Eye on polls, Uttar Pradesh makes mills in east crush cane though season long gone -Harish Damodaran
-The Indian Express
While Uttar Pradesh’s sugar belt has post-Independence shifted to the western and central districts, sugar cane still retains political relevance in the four northeastern constituencies that vote in the last phase of polls on May 19.
Kushinagar: It is past mid-May, but the sugar mills at Hata, Ramkola, Kaptanganj, Khadda and Siswa Bazar — the first four in Kushinagar and the last in Maharajganj constituency — are still crushing cane that’s dry or even gone stale from the searing summer heat.
“In 2018-19 (the sugar year is from October to September), we operated until April 17. This year, we are yet to shut even after crushing 119.5 lakh quintals (lq), as against 91.54 lq and 59.23 lq in 2017-18 and 2016-17, respectively,” says Karan Singh, executive president of the KK Birla Group’s Avadh Sugar & Energy Ltd that owns the Hata mill.

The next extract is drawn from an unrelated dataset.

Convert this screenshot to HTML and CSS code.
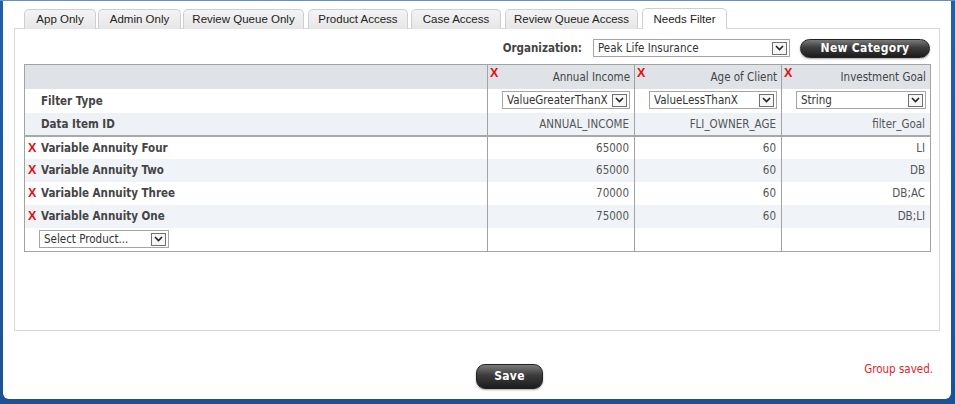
FILE: index.html
```html
<!DOCTYPE html>
<html>
<head>
<meta charset="utf-8">
<link rel="stylesheet" href="styles.css">
</head>
<body>
<div class="frame">
  <div class="tabs">
    <div class="tab t1">App Only</div>
    <div class="tab t2">Admin Only</div>
    <div class="tab t3">Review Queue Only</div>
    <div class="tab t4">Product Access</div>
    <div class="tab t5">Case Access</div>
    <div class="tab t6">Review Queue Access</div>
    <div class="tab t7 active">Needs Filter</div>
  </div>
  <div class="panel">
    <div class="orgrow">
      <span class="orglabel">Organization:</span>
      <div class="sel org"><span class="seltext">Peak Life Insurance</span><span class="arrow"><svg width="9" height="6" viewBox="0 0 9 6"><path d="M1 1 L4.5 4.5 L8 1" fill="none" stroke="#222" stroke-width="1.6"/></svg></span></div>
      <div class="btn newcat">New Category</div>
    </div>
    <table class="grid">
      <colgroup><col class="c1"><col class="c2"><col class="c3"><col class="c4"></colgroup>
      <tr class="hdr">
        <td></td>
        <td><div class="hcell"><span class="x">X</span><span class="htext">Annual Income</span></div></td>
        <td><div class="hcell"><span class="x">X</span><span class="htext">Age of Client</span></div></td>
        <td><div class="hcell"><span class="x">X</span><span class="htext">Investment Goal</span></div></td>
      </tr>
      <tr class="ftype">
        <td class="label">Filter Type</td>
        <td class="selcell"><div class="sel ft"><span class="seltext">ValueGreaterThanX</span><span class="arrow"><svg width="9" height="6" viewBox="0 0 9 6"><path d="M1 1 L4.5 4.5 L8 1" fill="none" stroke="#222" stroke-width="1.6"/></svg></span></div></td>
        <td class="selcell"><div class="sel ft"><span class="seltext">ValueLessThanX</span><span class="arrow"><svg width="9" height="6" viewBox="0 0 9 6"><path d="M1 1 L4.5 4.5 L8 1" fill="none" stroke="#222" stroke-width="1.6"/></svg></span></div></td>
        <td class="selcell"><div class="sel ft"><span class="seltext">String</span><span class="arrow"><svg width="9" height="6" viewBox="0 0 9 6"><path d="M1 1 L4.5 4.5 L8 1" fill="none" stroke="#222" stroke-width="1.6"/></svg></span></div></td>
      </tr>
      <tr class="dataid">
        <td class="label">Data Item ID</td>
        <td class="num">ANNUAL_INCOME</td>
        <td class="num">FLI_OWNER_AGE</td>
        <td class="num">filter_Goal</td>
      </tr>
      <tr class="row first">
        <td class="prod"><span class="rx">X</span>Variable Annuity Four</td>
        <td class="num">65000</td><td class="num">60</td><td class="num">LI</td>
      </tr>
      <tr class="row alt">
        <td class="prod"><span class="rx">X</span>Variable Annuity Two</td>
        <td class="num">65000</td><td class="num">60</td><td class="num">DB</td>
      </tr>
      <tr class="row">
        <td class="prod"><span class="rx">X</span>Variable Annuity Three</td>
        <td class="num">70000</td><td class="num">60</td><td class="num">DB;AC</td>
      </tr>
      <tr class="row alt">
        <td class="prod"><span class="rx">X</span>Variable Annuity One</td>
        <td class="num">75000</td><td class="num">60</td><td class="num">DB;LI</td>
      </tr>
      <tr class="addrow">
        <td><div class="sel prodsel"><span class="seltext">Select Product...</span><span class="arrow"><svg width="9" height="6" viewBox="0 0 9 6"><path d="M1 1 L4.5 4.5 L8 1" fill="none" stroke="#222" stroke-width="1.6"/></svg></span></div></td>
        <td></td><td></td><td></td>
      </tr>
    </table>
  </div>
  <div class="footer">
    <div class="btn save">Save</div>
    <div class="msg">Group saved.</div>
  </div>
</div>
</body>
</html>
```

FILE: styles.css
```css
* { box-sizing: border-box; }
html, body { margin: 0; padding: 0; }
body {
  width: 955px;
  height: 404px;
  overflow: hidden;
  background: linear-gradient(#6a8fb8 0, #6a8fb8 1px, #2160a8 1px, #1b5296 100%);
  font-family: "DejaVu Sans Condensed", "DejaVu Sans", sans-serif;
}
.frame {
  margin: 1px 4px 0 3px;
  height: 398px;
  background: #fff;
  border-radius: 0 0 6px 6px;
  padding: 7px 0 0 11px;
}
.tabs {
  display: flex;
  margin-left: 10px;
  height: 21px;
  align-items: flex-end;
  position: relative;
  z-index: 1;
}
.tab {
  font-family: "Liberation Sans", Arial, sans-serif;
  font-size: 11.5px;
  color: #222;
  height: 20px;
  line-height: 19px;
  text-align: center;
  border: 1px solid #cfcfcf;
  border-bottom: none;
  border-radius: 5px 5px 0 0;
  background: linear-gradient(#f4f4f4, #e6e6e6);
  white-space: nowrap;
}
.t1 { width: 72px; }
.t2 { width: 83px; margin-left: 2px; }
.t3 { width: 121px; margin-left: 2px; }
.t4 { width: 100px; margin-left: 4px; }
.t5 { width: 90px; margin-left: 3px; }
.t6 { width: 133px; margin-left: 4px; }
.t7 { width: 85px; margin-left: 4px; }
.tab.active {
  background: #fff;
  height: 21px;
  line-height: 20px;
}
.panel {
  width: 926px;
  height: 303px;
  border: 1px solid #d8d8d8;
  margin-top: -1px;
  padding: 9px 9px 0 9px;
}
.orgrow {
  display: flex;
  justify-content: flex-end;
  align-items: center;
  height: 20px;
  margin-bottom: 6px;
}
.orglabel {
  font-weight: bold;
  font-size: 11.5px;
  color: #444;
  margin-right: 11px;
}
.sel {
  display: flex;
  align-items: center;
  justify-content: space-between;
  border: 1px solid #a5a5a5;
  background: #fff;
  font-size: 11.5px;
  color: #333;
  padding: 0 2px 0 4px;
  height: 18px;
}
.sel .seltext { white-space: nowrap; overflow: hidden; }
.sel .arrow {
  width: 15px;
  height: 13px;
  border: 1px solid #707070;
  background: #f6f6f6;
  display: flex;
  align-items: center;
  justify-content: center;
  flex: none;
}
.sel.org { width: 197px; margin-right: 10px; }
.btn {
  color: #fff;
  font-weight: bold;
  font-size: 12px;
  text-align: center;
  border-radius: 10px;
  background: linear-gradient(#7a7a7a 0%, #3c3c3c 45%, #1c1c1c 100%);
  border: 1px solid #222;
  box-shadow: 0 1px 2px rgba(0,0,0,0.35);
  letter-spacing: 0.3px;
}
.newcat { width: 130px; height: 19px; line-height: 17px; }
table.grid {
  width: 906px;
  border-collapse: collapse;
  table-layout: fixed;
  border: 1px solid #a2a2a2;
  font-size: 11.5px;
}
col.c1 { width: 463px; }
col.c2 { width: 147px; }
col.c3 { width: 147px; }
col.c4 { width: 149px; }
table.grid td {
  padding: 0;
  border-left: 1px solid #a2a2a2;
  vertical-align: middle;
}
table.grid td:first-child { border-left: none; }
tr.hdr { background: #dfe3e8; height: 24px; }
tr.hdr td { vertical-align: top; }
.hcell {
  display: flex;
  justify-content: space-between;
  align-items: flex-start;
  height: 23px;
  padding: 2px 4px 0 2px;
}
.hcell .htext {
  color: #444;
  margin-top: 3px;
}
.x, .rx {
  font-family: "Liberation Sans", Arial, sans-serif;
  font-weight: bold;
  color: #e01010;
  font-size: 12.5px;
  line-height: 12px;
}
tr.ftype { height: 24px; background: #fff; }
tr.dataid { height: 23px; background: #eef2f7; border-bottom: 2px solid #a8a8a8; }
.label {
  font-weight: bold;
  color: #444;
  padding-left: 16px !important;
}
.selcell { padding: 0 4px 1px 14px !important; }
.sel.ft { height: 18px; margin-left: auto; }
td.num {
  text-align: right;
  color: #555;
  padding-right: 5px !important;
}
tr.row { height: 23px; background: #fff; }
tr.row.alt { background: #f0f4f9; }
td.prod {
  font-weight: bold;
  color: #444;
  padding-left: 2px !important;
}
td.prod .rx { display: inline-block; width: 14px; padding-left: 1px; }
tr.addrow { height: 24px; background: #fff; }
.sel.prodsel { width: 130px; margin-left: 14px; height: 18px; }
.footer {
  display: flex;
  align-items: flex-start;
  padding-top: 33px;
}
.save {
  width: 67px;
  height: 25px;
  line-height: 23px;
  margin-left: 462px;
  border-radius: 9px;
}
.msg {
  margin-left: auto;
  margin-right: 18px;
  margin-top: -2px;
  color: #e0232a;
  font-size: 11.5px;
}
```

What he does not state, however, is the reason for mills continuing to crush at this time, when moisture loss in the cane affects juice purity and reduces sugar recovery to hardly 10 per cent. The Hata factory’s average sugar-to-cane recovery has been 12 per cent-plus for the current season.
“They (the BJP-led government) want to ensure that crushing goes on until the last stick of cane remains in farmers’ fields. So, we will have to run at least until the (Lok Sabha) election is over,” says another Kushinagar miller, requesting anonymity.

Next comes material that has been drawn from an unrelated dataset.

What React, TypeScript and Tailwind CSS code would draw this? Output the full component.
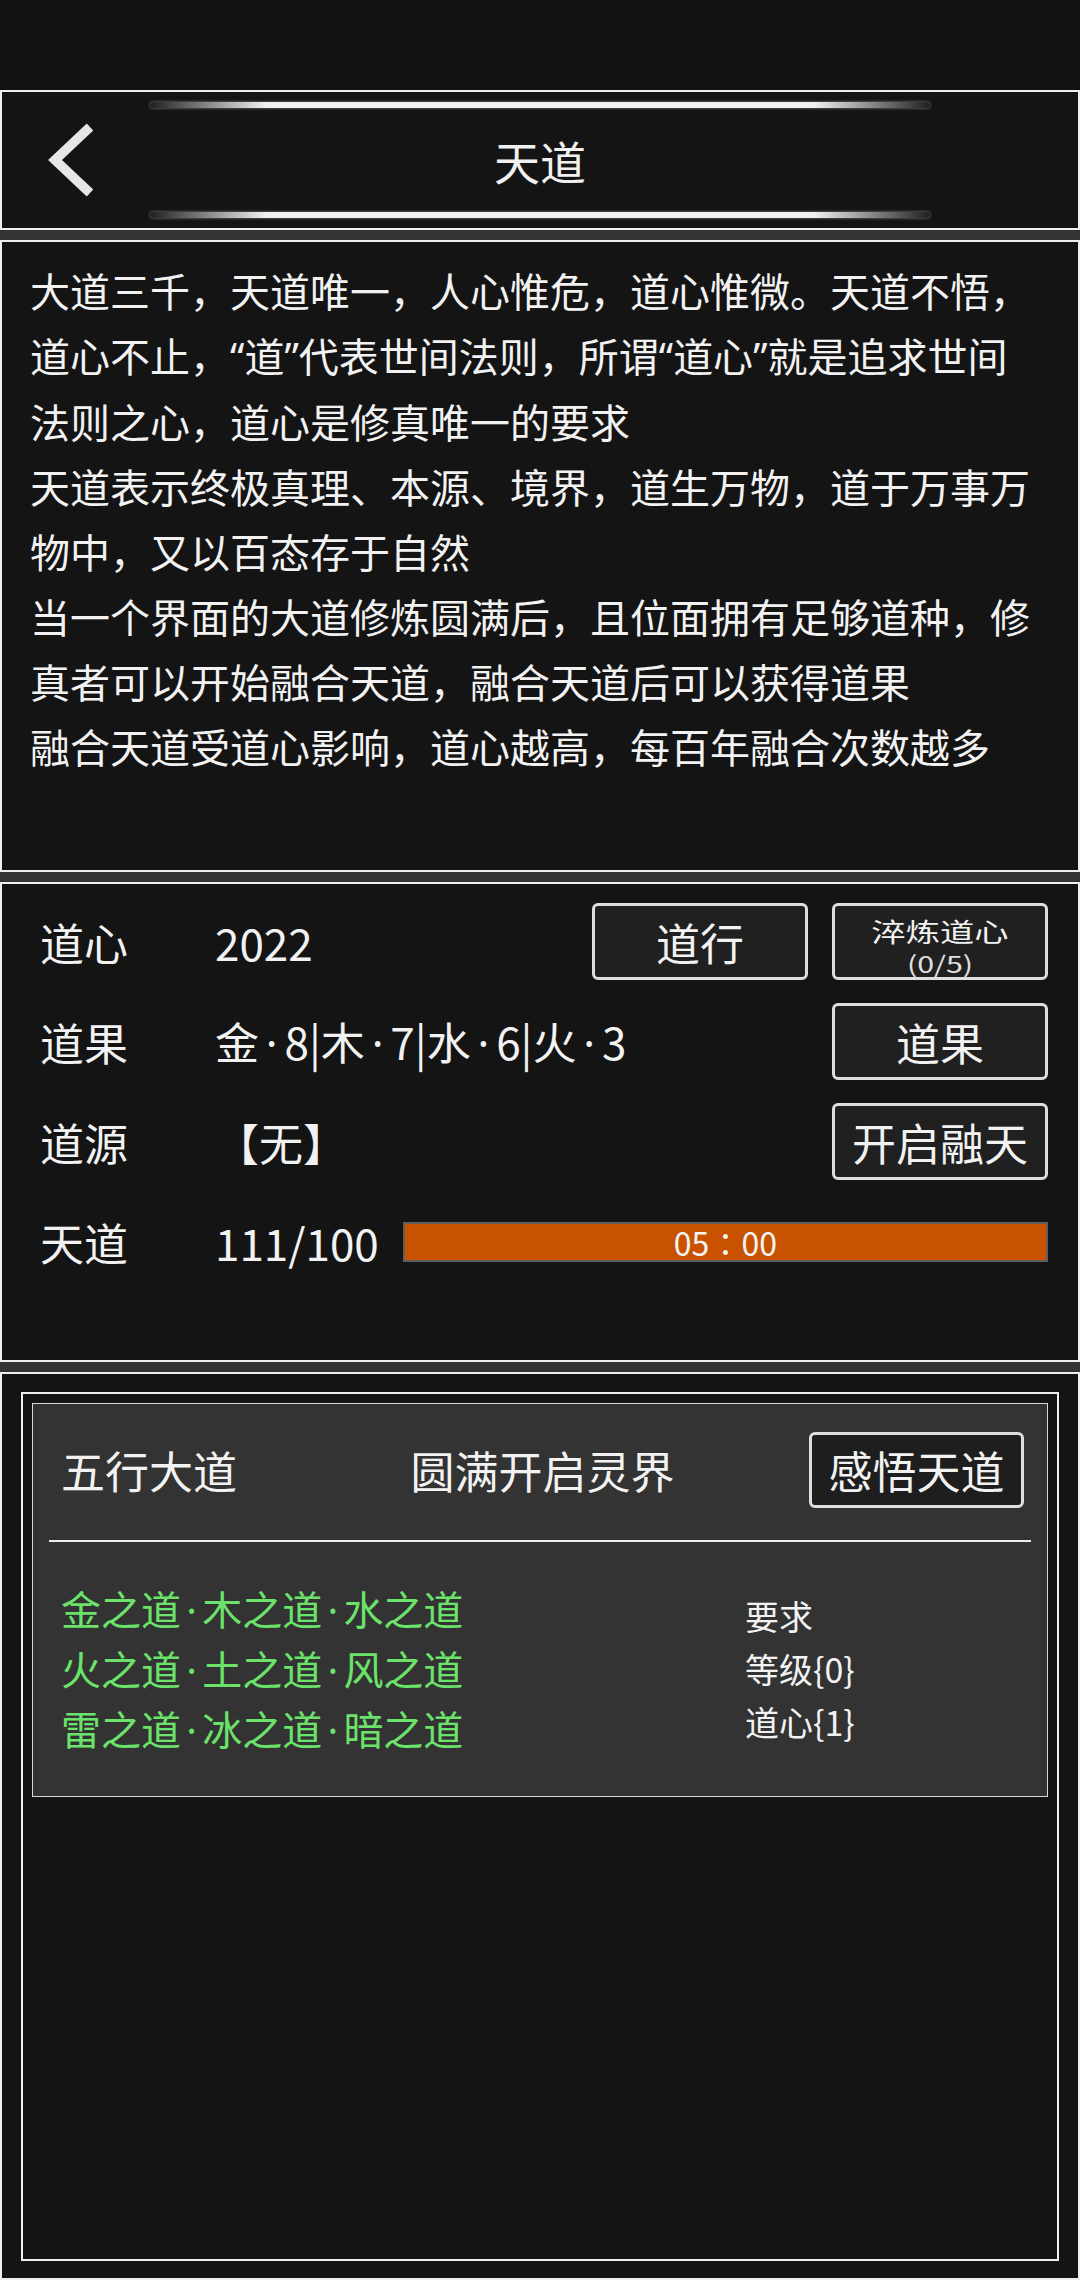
import React from "react";

// quotes and middle dots are set in a latin face so they stay narrow
const Q = ({ c }: { c: string }) => <span className="font-['Noto_Sans',sans-serif]">{c}</span>;
const Dot = ({ w }: { w: string }) => (
  <span className={`inline-block text-center font-['Noto_Sans',sans-serif] ${w}`}>·</span>
);

const lore: React.ReactNode[] = [
  "大道三千，天道唯一，人心惟危，道心惟微。天道不悟，",
  <>
    道心不止，<Q c="“" />道<Q c="”" />代表世间法则，所谓<Q c="“" />道心<Q c="”" />就是追求世间
  </>,
  "法则之心，道心是修真唯一的要求",
  "天道表示终极真理、本源、境界，道生万物，道于万事万",
  "物中，又以百态存于自然",
  "当一个界面的大道修炼圆满后，且位面拥有足够道种，修",
  "真者可以开始融合天道，融合天道后可以获得道果",
  "融合天道受道心影响，道心越高，每百年融合次数越多",
];

const paths = [
  ["金之道", "木之道", "水之道"],
  ["火之道", "土之道", "风之道"],
  ["雷之道", "冰之道", "暗之道"],
];
const needs = ["要求", "等级{0}", "道心{1}"];

function Btn({ children }: { children: React.ReactNode }) {
  return (
    <div className="w-[216px] h-[77px] shrink-0 flex items-center justify-center rounded-[6px] border-[3px] border-[#dedede] bg-[#202020] text-[44px] leading-none text-[#f2f2f2]">
      {children}
    </div>
  );
}

function GlowLine() {
  return (
    <div className="h-[6px] w-full rounded-full bg-[linear-gradient(90deg,rgba(255,255,255,0.05),#f2f2f2_15%,#f2f2f2_85%,rgba(255,255,255,0.05))] shadow-[0_0_3px_rgba(255,255,255,0.5)]" />
  );
}

function StatRow({ label, children }: { label: string; children: React.ReactNode }) {
  return (
    <div className="h-[77px] flex items-center">
      <div className="w-[175px] shrink-0 text-[44px] leading-none">{label}</div>
      {children}
    </div>
  );
}

export default function App() {
  return (
    <div className="w-[1080px] h-[2280px] flex flex-col bg-[#333333] text-[#f2f2f2] font-['Noto_Sans_CJK_SC','Noto_Sans',sans-serif] overflow-hidden">
      <div className="h-[90px] shrink-0 bg-[#111111]" />

      <div className="flex-1 flex flex-col gap-[10px]">
        {/* header */}
        <div className="h-[140px] shrink-0 border-2 border-[#efefef] bg-[#141414] grid grid-cols-[148px_780px_1fr]">
          <div className="flex items-center">
            <svg className="ml-[38px]" width="60" height="80" viewBox="0 0 60 80">
              <polyline
                points="50,7 15,40 50,73"
                fill="none"
                stroke="#e6e6e6"
                strokeWidth="9.5"
                strokeLinecap="butt"
                strokeLinejoin="miter"
              />
            </svg>
          </div>
          <div className="flex flex-col justify-between items-center py-[10px]">
            <GlowLine />
            <div className="text-[46px] leading-none text-[#f0f0f0]">天道</div>
            <GlowLine />
          </div>
          <div />
        </div>

        {/* lore */}
        <div className="h-[632px] shrink-0 border-2 border-[#efefef] bg-[#141414] pl-[28px] pt-[16px] text-[40px] leading-[65px] text-[#f2f2f2]">
          {lore.map((line, i) => (
            <div key={i} className="whitespace-nowrap">
              {line}
            </div>
          ))}
        </div>

        {/* stats */}
        <div className="h-[480px] shrink-0 border-2 border-[#efefef] bg-[#141414] pl-[38px] pr-[30px] pt-[19px] flex flex-col gap-[23px]">
          <StatRow label="道心">
            <div className="flex-1 text-[44px] leading-none">2022</div>
            <div className="flex gap-[24px]">
              <Btn>道行</Btn>
              <Btn>
                <div className="h-full pt-[6px] flex flex-col items-center scale-x-[1.32]">
                  <span className="text-[26px] leading-[38px]">淬炼道心</span>
                  <span className="text-[23px] leading-[26px] text-[#e0e0e0]">(0/5)</span>
                </div>
              </Btn>
            </div>
          </StatRow>
          <StatRow label="道果">
            <div className="flex-1 text-[44px] leading-none whitespace-nowrap">
              金<Dot w="w-[0.58em]" />8|木<Dot w="w-[0.58em]" />7|水<Dot w="w-[0.58em]" />6|火
              <Dot w="w-[0.58em]" />3
            </div>
            <Btn>道果</Btn>
          </StatRow>
          <StatRow label="道源">
            <div className="flex-1 text-[44px] leading-none">【无】</div>
            <Btn>开启融天</Btn>
          </StatRow>
          <StatRow label="天道">
            <div className="text-[44px] leading-none">111/100</div>
            <div className="ml-[24px] flex-1 h-[40px] border-2 border-[#5e5e5e] bg-[#c85200] flex items-center justify-center text-[32px] leading-none text-[#f4f4f4] font-['Noto_Sans_CJK_TC',sans-serif]">
              05：00
            </div>
          </StatRow>
        </div>

        {/* bottom */}
        <div className="flex-1 border-2 border-[#efefef] bg-[#141414] flex flex-col px-[19px] pt-[18px] pb-[17px]">
          <div className="flex-1 border-2 border-[#f0f0f0] p-[9px]">
            <div className="border-[1.5px] border-[#d8d8d8] bg-[#333333] pt-[28px] pb-[37px]">
              <div className="grid grid-cols-[1fr_auto_1fr] items-center pl-[28px] pr-[23px]">
                <div className="text-[44px] leading-none">五行大道</div>
                <div className="text-[44px] leading-none">圆满开启灵界</div>
                <div className="flex justify-end">
                  <div className="w-[215px] h-[76px] flex items-center justify-center rounded-[6px] border-[3px] border-[#dedede] bg-[#1e1e1e] text-[44px] leading-none">
                    感悟天道
                  </div>
                </div>
              </div>
              <div className="mx-[16px] mt-[32px] h-[2px] bg-[#f0f0f0]" />
              <div className="mt-[37px] flex pl-[28px]">
                <div className="w-[684px] text-[40px] leading-[59px] text-[#6be36b]">
                  {paths.map((p) => (
                    <div key={p[0]} className="whitespace-nowrap">
                      {p[0]}
                      <Dot w="w-[0.53em]" />
                      {p[1]}
                      <Dot w="w-[0.53em]" />
                      {p[2]}
                    </div>
                  ))}
                </div>
                <div className="mt-[10px] text-[34px] leading-[53px] text-[#f2f2f2]">
                  {needs.map((n) => (
                    <div key={n}>{n}</div>
                  ))}
                </div>
              </div>
            </div>
          </div>
        </div>
      </div>
    </div>
  );
}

Undivided Gorakhpur – which included Deoria, Kushinagar and Maharajganj — was once India’s sugar capital. In 1936, it had 23 mills, the highest for any district. That number is today down to eight: five in Kushinagar and one each in Deoria (Pratappur, the country’s first ever mill established in 1903), Maharajganj (Siswa Bazar) and Gorakhpur (Pipraich).